■ **Task to complete**: Reproduce the material below line by line, beginning with its first line and ending with the line that contains "number; y: number;"; leave out pictures.

■ **Material**:
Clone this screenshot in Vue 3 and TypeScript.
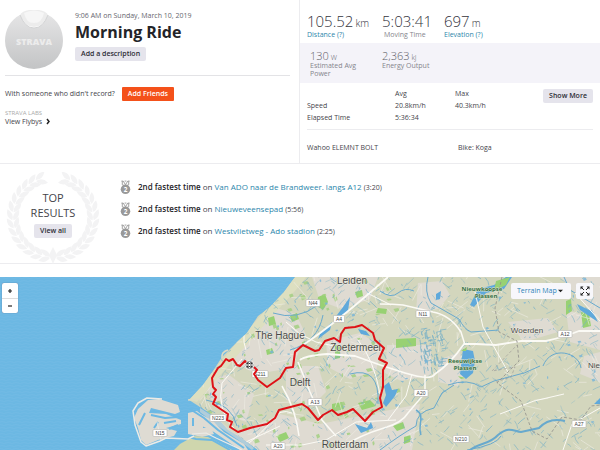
<script setup lang="ts">
import { ref } from 'vue'

interface Point { x: number; y: number }
interface Stroke { d: string; w: number }
interface Leaf { x: number; y: number; r: number }

const efforts = [
  { name: 'Van ADO naar de Brandweer. langs A12', time: '3:20' },
  { name: 'Nieuweveensepad', time: '5:56' },
  { name: 'Westvlietweg - Ado stadion', time: '2:25' },
]

const mapStyle = ref('Terrain Map')

/* Laurel wreath around the results heading: two rings of leaves per side */
const leaves: Leaf[] = []
for (let i = 0; i < 14; i++) {
  const t = ((108 + i * 11.6) * Math.PI) / 180
  for (const side of [1, -1]) {
    for (const [ring, splay] of [[37, 26], [43, -26]]) {
      const along = (Math.atan2(Math.cos(t), side * Math.sin(t)) * 180) / Math.PI
      leaves.push({
        x: 48 + side * Math.cos(t) * ring,
        y: 45 - Math.sin(t) * ring,
        r: along + side * splay,
      })
    }
  }
}

/* Repeatable random source, so that the terrain is always the same */
let seed = 4711
function rnd(): number {
  seed = (seed * 1103515245 + 12345) % 2147483648
  return seed / 2147483648
}
function point(): Point {
  return { x: 190 + rnd() * 415, y: 276 + rnd() * 176 }
}

const canals: Stroke[] = []
for (let i = 0; i < 850; i++) {
  const p = point()
  const a = (rnd() < 0.55 ? -0.75 : 0.85) + (rnd() - 0.5) * 0.7
  const len = 2 + rnd() * 8
  const dx = Math.cos(a) * len
  const dy = Math.sin(a) * len
  const bend = (rnd() - 0.5) * 4
  canals.push({
    d: `M${p.x.toFixed(1)} ${p.y.toFixed(1)}q${(dx / 2 + bend).toFixed(1)} ${(dy / 2).toFixed(1)} ${dx.toFixed(1)} ${dy.toFixed(1)}`,
    w: 0.4 + rnd() * 0.5,
  })
}
/* Dense peat ditches north of Gouda */
for (let i = 0; i < 90; i++) {
  const x = 420 + rnd() * 22
  const y = 328 + rnd() * 40
  const flat = rnd() < 0.4
  const len = 2 + rnd() * 5
  canals.push({ d: `M${x.toFixed(1)} ${y.toFixed(1)}l${(flat ? len : 1).toFixed(1)} ${(flat ? -1 : len).toFixed(1)}`, w: 0.9 })
}
const lanes: Stroke[] = []
for (let i = 0; i < 260; i++) {
  const p = point()
  const a = rnd() * 6.28
  const len = 6 + rnd() * 14
  lanes.push({
    d: `M${p.x.toFixed(1)} ${p.y.toFixed(1)}l${(Math.cos(a) * len).toFixed(1)} ${(Math.sin(a) * len).toFixed(1)}`,
    w: 0.6,
  })
}
function blobs(count: number, size: number, maxX: number): string {
  let d = ''
  for (let i = 0; i < count; i++) {
    const x = 200 + rnd() * (maxX - 200)
    const y = 278 + rnd() * 170
    const w = 1 + rnd() * size
    const h = 1 + rnd() * size * 0.7
    d += `M${x.toFixed(1)} ${y.toFixed(1)}l${w.toFixed(1)} ${(-h * 0.4).toFixed(1)} ${(w * 0.4).toFixed(1)} ${h.toFixed(1)} ${(-w).toFixed(1)} ${(h * 0.5).toFixed(1)}z`
  }
  return d
}
const parks = blobs(120, 4, 400)
const ponds = blobs(70, 2, 600)

const places = [
  { t: 'Leiden', x: 352, y: 284, s: 10 },
  { t: 'The Hague', x: 280, y: 339, s: 10 },
  { t: 'Zoetermeer', x: 356, y: 351, s: 10 },
  { t: 'Delft', x: 300, y: 386, s: 10 },
  { t: 'Rotterdam', x: 345, y: 448, s: 10 },
  { t: 'Woerden', x: 527, y: 333, s: 8 },
  { t: 'Nie', x: 594, y: 368, s: 8 },
]
const lakes = [
  { t: 'Nieuwkoopse', x: 482, y: 291 },
  { t: 'Plassen', x: 486, y: 298 },
  { t: 'Reeuwijkse', x: 465, y: 363 },
  { t: 'Plassen', x: 465, y: 370 },
]
const shields = [
  { t: 'N44', x: 313, y: 303, w: 14 },
  { t: 'A4', x: 339, y: 319, w: 11 },
  { t: 'N11', x: 423, y: 314, w: 14 },
  { t: 'A12', x: 565, y: 334, w: 14 },
  { t: 'A20', x: 421, y: 393, w: 14 },
  { t: 'A27', x: 579, y: 424, w: 14 },
  { t: 'N210', x: 461, y: 439, w: 16 },
  { t: 'A13', x: 315, y: 402, w: 14 },
  { t: 'A20', x: 278, y: 446, w: 14 },
  { t: 'N15', x: 160, y: 433, w: 14 },
  { t: 'N223', x: 218, y: 418, w: 16 },
  { t: 'S211', x: 260, y: 374, w: 16 },
]
const route =
  'M249 365L245 361 240 366 237 365 233 359 229 361 226 359 221 366 218 368 212 378 213 387 216 390 213 394 216 397 213 404 228 414 227 420 232 422 230 427 238 432 250 428 267 424 275 418 279 410 302 404 308 408 318 420 323 415 332 410 338 415 347 412 353 409 365 421 373 412 382 407 380 398 383 387 383 370 387 363 379 359 384 348 375 340 373 333 362 325 355 327 345 328 341 334 340 342 334 338 325 341 319 350 315 351 303 345 295 352 293 367 286 368 280 378 267 387 258 380 254 374 257 370 254 367'
</script>

<template>
  <main class="activity">
    <section class="summary">
      <div class="intro">
        <header class="hero">
          <svg class="avatar" viewBox="0 0 58 60" role="img" aria-label="Athlete jersey">
            <defs>
              <linearGradient id="jersey" x1="0" y1="0" x2="0" y2="1">
                <stop offset="0" stop-color="#e4e4e5" />
                <stop offset="1" stop-color="#c3c4c5" />
              </linearGradient>
            </defs>
            <path d="M15 5C5 10 0 20 0 31a29 28 0 0 0 58 0C58 20 53 10 43 5 40 12 36 18 29 18S18 12 15 5z" fill="url(#jersey)" />
            <path d="M15 5Q17 1 24 0h10q7 1 9 5-5 12-14 12T15 5z" fill="#ececec" />
            <path d="M19 3q10-5 20 0-2 10-10 10T19 3z" fill="#f6f6f6" />
            <path d="M15 5q5 13 14 13T43 5" fill="none" stroke="#d2d3d4" />
            <text x="29" y="35" text-anchor="middle" class="brand">STRAVA</text>
          </svg>
          <div class="headline">
            <time datetime="2019-03-10T09:06">9:06 AM on Sunday, March 10, 2019</time>
            <h1>Morning Ride</h1>
            <button type="button" class="btn">Add a description</button>
          </div>
        </header>
        <div class="friends">
          <span>With someone who didn't record?</span>
          <button type="button" class="btn primary">Add Friends</button>
        </div>
        <div class="labs">
          <small>STRAVA LABS</small>
          <a href="#flybys">View Flybys
            <svg class="chevron" viewBox="0 0 5 7" aria-hidden="true"><path d="M1 1l2 2.500L1 6" /></svg>
          </a>
        </div>
      </div>

      <div class="stats">
        <ul class="figures">
          <li><strong>105.52<span>km</span></strong><a href="#distance">Distance (?)</a></li>
          <li class="moving"><strong>5:03:41</strong><em>Moving Time</em></li>
          <li><strong>697<span>m</span></strong><a href="#elevation">Elevation (?)</a></li>
        </ul>
        <ul class="figures minor">
          <li><strong>130<span>W</span></strong><em>Estimated Avg Power</em></li>
          <li><strong>2,363<span>kJ</span></strong><em>Energy Output</em></li>
        </ul>
        <div class="more">
          <table>
            <thead>
              <tr><td></td><th scope="col">Avg</th><th scope="col">Max</th></tr>
            </thead>
            <tbody>
              <tr><th scope="row">Speed</th><td>20.8km/h</td><td>40.3km/h</td></tr>
              <tr><th scope="row">Elapsed Time</th><td>5:36:34</td><td></td></tr>
            </tbody>
          </table>
          <button type="button" class="btn">Show More</button>
        </div>
        <div class="gear"><span>Wahoo ELEMNT BOLT</span><span>Bike: Koga</span></div>
      </div>
    </section>

    <section class="results">
      <div class="top">
        <svg class="wreath" viewBox="0 0 96 92" aria-hidden="true">
          <path
            v-for="(l, i) in leaves"
            :key="i"
            d="M-5.500 0Q0-5 6.500 0 0 5-5.500 0z"
            :transform="`translate(${l.x} ${l.y}) rotate(${l.r})`"
          />
          <path d="M48 75l4 8-4 9-4-9z" />
        </svg>
        <h2>TOP<br />RESULTS</h2>
        <button type="button" class="btn">View all</button>
      </div>
      <ul class="efforts">
        <li v-for="e in efforts" :key="e.name">
          <svg class="medal" viewBox="0 0 12 15" role="img" aria-label="Second place">
            <path d="M1.500.5h2l2.500 4 2.500-4h2M2.500.5v4L6 6l3.500-1.500v-4M5 .5h2" fill="none" stroke="#999" />
            <circle cx="6" cy="9.500" r="5.200" fill="#999" />
            <text x="6" y="12" text-anchor="middle">2</text>
          </svg>
          <span><b>2nd fastest time</b> on <a href="#segment">{{ e.name }}</a> <small>({{ e.time }})</small></span>
        </li>
      </ul>
    </section>

    <section class="map">
      <svg class="terrain" viewBox="0 277 600 173" preserveAspectRatio="xMidYMin slice" role="img" aria-label="Route map">
        <defs>
          <pattern id="waves" width="8" height="6" patternUnits="userSpaceOnUse">
            <path d="M0 2q2-1 4 0t4 0M-2 5q2-1 4 0t4 0 4 0" fill="none" stroke="#7fc0e6" stroke-width=".6" opacity=".55" />
          </pattern>
          <clipPath id="land">
            <path d="M295 277L284 292 270 307 258 316 247 333 238 341 229 350 222 357 213 371 203 385 189 400 208 412 220 421 228 430 240 437 258 450H600V277z" />
          </clipPath>
        </defs>
        <rect y="277" width="600" height="173" fill="#6cb8e3" />
        <rect y="277" width="600" height="173" fill="url(#waves)" />

        <g clip-path="url(#land)">
          <rect x="180" y="277" width="420" height="173" fill="#d3d6bd" />
          <g fill="#dfdbd2">
            <path d="M228 354L250 334 276 308 296 314 306 335 292 368 256 374 233 362z" />
            <path d="M312 277h66l-8 22-28 10-22-8z" />
            <path d="M326 341l34-8 22 14-6 24-26 8-22-12z" />
            <path d="M286 366h32l8 26-14 14-26-6z" />
            <path d="M232 436L280 414 320 424 420 404 412 450H245z" />
            <path d="M206 382l22-8 26 20-8 28-22-8-14-16z" />
            <path d="M418 283l24-2 8 14-12 14-22 4z" />
            <path d="M438 360l22-8 4 22-6 12-20-4z" />
            <path d="M387 345h44v30l-30 6-16-8z" />
            <path d="M508 322l40-4 10 14-34 10zM566 310l34 10v30l-30-8zM584 356l16-4v30l-20-8zM560 277l40 44v-44z" />
          </g>
          <path d="M295 277L238 341 189 400 197 402 242 350 302 283 306 277z" fill="#dddfc0" />
          <g fill="#98d173">
            <path d="M318 297l7-3 3 8-5 8-6-4zM355 292l7-2 1 6-6 2zM290 316l7-3 2 6-7 3zM396 339l20-1v8l-20 2z" />
            <path d="M266 350l6-2 2 5-7 2zM268 318l6-2 2 8-7 2zM332 404l10-2 2 7-12 3zM358 403l12-3 6 6-14 4zM276 436l10-4 3 6-9 4z" />
            <path d="M378 308l9 1-1 5-10-1zM566 301l5-2 1 12-6 4zM581 312l8 2 2 12-8 2zM393 426l10-4 2 6-8 3zM404 437l7-2-1 7-6 2zM335 345l5 1v12l-5 1z" />
          </g>
          <path :d="parks" fill="#a3cf83" opacity=".85" />
          <path v-for="(l, i) in lanes" :key="`l${i}`" :d="l.d" class="lane" :stroke-width="l.w" />
          <path v-for="(c, i) in canals" :key="`c${i}`" :d="c.d" class="canal" :stroke-width="c.w" />
          <path :d="ponds" fill="#76b4da" opacity=".8" />
          <g fill="#5fa9db">
            <path d="M343 307l7-10-2 14-8 9-6-1zM332 322l-12 12-2 5 12-9zM470 305l8-16 16-4 12-8h6l-8 12-18 4-12 14z" />
            <path d="M463 349l10 2 2 10-2 12-7 6-6-5zM384 386l5-4 3 8 6-1-3 7-9 11-3-4 3-8zM436 294l5-3-1 8-4 1z" />
            <path d="M577 304l16 8 5 10-18-12zM594 404l6-6v6zM358 329l8 2 4 5-9-2zM355 424l12 4 4-6 2 6-12 5z" />
          </g>
          <path d="M496 281l14-4-4 8-12 6zM461 351l6-4-1 4zM458 376l7 2-4 1z" fill="#98d173" />
          <g class="river">
            <path d="M380 291q11 8 18 2t16-2M428 277q-4 15 3 26l28 16q5 10 12 13l28-2M380 450q20-15 36-24 0-14 18-18l8-15 12-8" />
            <path d="M470 450c10-8 19-5 28-15 12-10 16-3 23-3l18-4q10-11 26-7" stroke-width="2" />
            <path d="M416 410c10 5 1 16 5 25" stroke-width="1.500" />
            <path d="M467 450q30-5 34-14M540 366q-15 8-31 11t-28 10q-13-9-33-2M600 308l-30-18-6-13M543 366c8-21 36-14 38 2" />
            <path d="M206 400q26 4 31 26M273 313q24 8 45-8M290 350q28-8 33-35M350 374q30-8 28 30" />
          </g>
          <g class="road">
            <path d="M303 345q18-12 39-29T388 277" stroke-width="1.800" />
            <path d="M300 360q4-4 27-6l28 2q24 9 50 17t30 1c12-8 20-17 29-30h12l20 1 25-4h25q18-4 33-10h23l33 8" stroke-width="1.800" />
            <path d="M380 304q13 0 23 1l30 7q17 3 28 20l4 13M298 362l12 30 12 28 14 16M282 386q14 24 17 50M336 450q24-15 48-22 18-5 24-15l17-20v-18" stroke-width="1.500" />
            <path d="M334 346l-18-4-16-8-14-12M266 445h36l24-5 30-18 40-2M246 350q-6-16 4-26M240 450q24-18 32-30t20-7M367 293l24 12M575 293l25 28M508 372l-25-45-8-35M600 408l-28 16-9 26M500 414l34-13 30-7M380 394q-6-34-22-54" />
            <path d="M236 431q-20-20-14-48l20-24M246 442l34-16M412 374l-6 22-18 24" />
          </g>
          <path d="M502 277l-7 31 4 24 18 9 2 20-22 22 24 18 11 30 15 8 15-22 19 3 10-14 28-3" fill="none" stroke="#918f8c" stroke-dasharray="3 2" stroke-width=".8" />
          <path d="M496 382l15-5 4-10-23 4 25-26" fill="none" stroke="#a3a09c" stroke-dasharray="3 2" stroke-width=".7" />
        </g>

        <g class="port">
          <path d="M148 400l11-1 19 6 2 7-5 2-24-6-2 5 17 1 15 6v4l-15 4 11 3-3 5-16 4-12 5-5-5-3-12-4-10 4-9z" />
          <path d="M188 413l9-2 6 5v12h8l3 6-12 3-14-3z" />
          <path d="M196 412l16 8 12 12 20 12 4 6h-8l-26-18-12-6z" />
          <path d="M180 444l14-8 14 1 24 13h-58z" fill="#cfd6ad" />
          <path d="M200 408l20 13 18 14 16 13-2 2-18-13-16-11-18-14z" opacity=".6" />
        </g>
        <g class="dock">
          <path d="M139 425l6-12M151 415l14 3 13-1M154 428l4-6M164 423l12-2M169 429l9-4" />
          <path d="M190 409l14 9 14 12 26 18" />
          <path d="M193 418v8M184 436l12 3 16 1 18 10" />
        </g>
        <g class="dyke">
          <path d="M162 399l-15-1-9 5-5 8 2 14 6 17 5 4 14-5 6-3 22 1 6-3" />
          <path d="M192 434l14-1 10 5 26 12" stroke-width="1.200" />
          <path d="M157 422l4 18" stroke-width=".8" />
        </g>
        <path d="M188 400l12-1 4-4M222 358q-1-6 6-8" fill="none" stroke="#dcdbc5" stroke-width="1.500" />

        <g class="place">
          <text v-for="p in places" :key="p.t" :x="p.x" :y="p.y" :font-size="p.s">{{ p.t }}</text>
        </g>
        <g class="lake">
          <text v-for="(p, i) in lakes" :key="i" :x="p.x" :y="p.y">{{ p.t }}</text>
        </g>
        <g v-for="(s, i) in shields" :key="i" class="shield">
          <rect :x="s.x - s.w / 2" :y="s.y - 3.500" :width="s.w" height="7" rx="1" />
          <text :x="s.x" :y="s.y + 2">{{ s.t }}</text>
        </g>
        <path :d="route" class="route" />
        <g transform="translate(249.500 365)">
          <circle r="4.500" fill="#fff" />
          <path d="M-3-1.500h6M-3 1.500h6M-1.500-3v6M1.500-3v6" stroke="#333" stroke-width="1.200" stroke-dasharray="1.500 .7" />
          <circle r="3.600" fill="none" stroke="#555" stroke-width=".7" />
        </g>
      </svg>

      <div class="zoom">
        <button type="button" aria-label="Zoom in"><svg viewBox="0 0 6 6"><path d="M1 3h4M3 1v4" /></svg></button>
        <button type="button" aria-label="Zoom out"><svg viewBox="0 0 6 6"><path d="M1 3h4" /></svg></button>
      </div>
      <div class="tools">
        <div class="picker">
          <select v-model="mapStyle" aria-label="Map style">
            <option>Terrain Map</option>
            <option>Satellite</option>
          </select>
          <svg viewBox="0 0 6 4" aria-hidden="true"><path d="M0 .5h6l-3 3z" /></svg>
        </div>
        <button type="button" class="full" aria-label="Full screen">
          <svg viewBox="0 0 10 10">
            <path d="M4 4L1.500 1.500M6 4l2.500-2.500M4 6L1.500 8.500M6 6l2.500 2.500" fill="none" stroke="#222" />
            <path d="M.5.5h3l-3 3zM9.500.5v3l-3-3zM.5 9.500v-3l3 3zM9.500 9.500h-3l3-3z" fill="#222" />
          </svg>
        </button>
      </div>
    </section>
  </main>
</template>

<style>
body {
  margin: 0;
  background: #fff;
}
</style>

<style scoped>
.activity {
  display: flex;
  flex-direction: column;
  min-height: 100vh;
  color: #44444a;
  font-family: "Open Sans", "Noto Sans", sans-serif;
  font-size: 8px;
  line-height: 12px;
}
* { box-sizing: border-box; }
ul { list-style: none; margin: 0; padding: 0; }
h1, h2 { margin: 0; }
a { color: #2b86ab; text-decoration: none; }
em { font-style: normal; }
.btn {
  height: 14px;
  padding: 0 6px;
  border: 0;
  border-radius: 2px;
  background: #e5e4ec;
  color: #2c2c35;
  font: 600 7px/14px "Open Sans", sans-serif;
  white-space: nowrap;
}
.btn.primary { background: #f4511a; color: #fff; border-radius: 1px; }

.summary {
  display: grid;
  grid-template-columns: 1fr 1fr;
  border-bottom: 1px solid #ececef;
}
.intro { padding: 10px 9px 0 5px; border-right: 1px solid #ececef; }
.hero {
  display: flex;
  gap: 12px;
  height: 66px;
  border-bottom: 1px solid #e3e3e6;
}
.avatar { width: 58px; height: 60px; }
.brand { font: 800 9px "Open Sans", sans-serif; fill: #ececec; }
.headline { display: flex; flex-direction: column; align-items: flex-start; }
.headline time { color: #66666e; font-size: 7px; line-height: 12px; }
.headline h1 { font: 700 16px/20px "Open Sans", sans-serif; color: #242428; margin-bottom: 5px; }
.headline .btn { min-width: 70px; }
.friends { display: flex; align-items: center; gap: 7px; margin-top: 11px; font-size: 7px; }
.friends .btn { min-width: 52px; }
.labs { display: flex; flex-direction: column; margin-top: 8px; }
.labs small { color: #aaa; font-size: 6px; line-height: 8px; }
.labs a { color: #44444a; font-size: 7px; line-height: 9px; }
.chevron { width: 5px; height: 7px; margin-left: 2px; vertical-align: -1px; }
.chevron path { fill: none; stroke: #222; stroke-width: 1.500; }

.figures { display: grid; grid-template-columns: 75px 62px 1fr; padding: 11px 7px 0; height: 43px; }
.figures li { display: flex; flex-direction: column; }
.figures strong { font: 300 15px/20px "Open Sans", sans-serif; color: #34343c; white-space: nowrap; }
.figures strong span { font-size: 10px; line-height: 10px; margin-left: 2px; }
.figures a, .figures em { font-size: 7px; line-height: 8px; white-space: nowrap; }
.figures em { color: #85858d; }
.moving em { padding-left: 2px; }
.figures.minor { height: 40px; padding: 6px 10px 0; background: #f4f3f9; grid-template-columns: 72px 1fr; }
.minor strong { font-size: 11px; line-height: 13px; color: #606068; }
.minor strong span { font-size: 7px; line-height: 7px; }
.minor em { width: 52px; white-space: normal; }
.minor li + li em { white-space: nowrap; }
.more {
  display: flex;
  justify-content: space-between;
  align-items: flex-start;
  margin: 0 7px;
  padding: 5px 0;
  border-bottom: 1px solid #ececef;
}
.more .btn { margin-top: 1px; min-width: 50px; }
table { border-collapse: collapse; font-size: 7px; line-height: 12px; }
th, td { padding: 0; font-weight: 400; text-align: left; width: 60px; }
thead th { font-weight: 500; }
tr > :first-child { width: 88px; }
.gear { display: grid; grid-template-columns: 151px 1fr; padding: 12px 7px 9px; font-size: 7px; }

.results { display: flex; align-items: center; height: 100px; border-bottom: 1px solid #ececef; flex: none; }
.top {
  position: relative;
  display: flex;
  flex-direction: column;
  align-items: center;
  width: 96px;
  margin-left: 5px;
}
.wreath { position: absolute; top: -18px; left: 0; width: 96px; height: 92px; fill: #f3f3f4; }
.top h2 { position: relative; font: 400 11px/15px "Open Sans", sans-serif; text-align: center; margin-bottom: 4px; }
.top .btn { position: relative; }
.efforts { display: flex; flex-direction: column; gap: 7px; margin-left: 19px; margin-bottom: 9px; }
.efforts li { display: flex; align-items: center; gap: 7px; height: 15px; }
.efforts b { font-weight: 600; color: #242428; }
.efforts small { font-size: 7px; }
.medal { width: 11px; height: 15px; }
.medal text { font: 700 7px "Open Sans", sans-serif; fill: #fff; }

.map { position: relative; display: flex; flex: 1; min-height: 173px; margin-top: 13px; overflow: hidden; }
.terrain { flex: 1; width: 100%; height: auto; min-width: 0; }
.canal { fill: none; stroke: #77b0c6; opacity: .8; }
.lane { stroke: #efece4; }
.river { fill: none; stroke: #68a9cd; stroke-width: 1; }
.road { fill: none; stroke: #fbfaf5; stroke-width: 1; }
.port { fill: #dedbd3; }
.dock { fill: none; stroke: #6cb8e3; stroke-width: 2; }
.dyke { fill: none; stroke: #ecebe6; stroke-width: 1.500; stroke-linejoin: round; }
.route { fill: none; stroke: #de1217; stroke-width: 2; stroke-linejoin: round; }
.place text {
  font-family: "Liberation Sans", sans-serif;
  fill: #4a4a4a;
  text-anchor: middle;
  stroke: #eceadf;
  stroke-width: 1;
  paint-order: stroke;
}
.lake text {
  font: 700 6px "Open Sans", sans-serif;
  fill: #357047;
  text-anchor: middle;
  stroke: #dfe3cb;
  stroke-width: 1;
  paint-order: stroke;
}
.shield rect { fill: #fff; stroke: #aaa9a4; stroke-width: .5; }
.shield text { font: 5px "Liberation Sans", sans-serif; fill: #444; text-anchor: middle; }

.zoom {
  position: absolute;
  top: 6px;
  left: 2px;
  display: flex;
  flex-direction: column;
  border-radius: 2px;
  background: #fff;
  box-shadow: 0 0 1px #557;
}
.zoom button { width: 16px; height: 15px; padding: 0; border: 0; background: none; display: grid; place-items: center; }
.zoom button + button { border-top: 1px solid #ddd; }
.zoom svg { width: 6px; height: 6px; }
.zoom path { stroke: #222; stroke-width: 1.200; }
.tools { position: absolute; top: 6px; right: 7px; display: flex; gap: 5px; }
.picker { position: relative; display: flex; align-items: center; }
.picker select {
  appearance: none;
  width: 60px;
  height: 16px;
  padding: 0 6px;
  border: 0;
  border-radius: 2px;
  background: #f7f7fb;
  color: #2a83b8;
  font: 7px/16px "Open Sans", sans-serif;
}
.picker svg { position: absolute; right: 8px; width: 5px; height: 4px; fill: #222; pointer-events: none; }
.full { width: 17px; height: 16px; padding: 0; border: 0; border-radius: 2px; background: #f7f7fb; display: grid; place-items: center; }
.full svg { width: 10px; height: 10px; }
</style>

■ **Answer for the task**:
Clone this screenshot in Vue 3 and TypeScript.
<script setup lang="ts">
import { ref } from 'vue'

interface Point { x: number; y: number }
interface Stroke { d: string; w: number }
interface Leaf { x: number; y: number; r: number }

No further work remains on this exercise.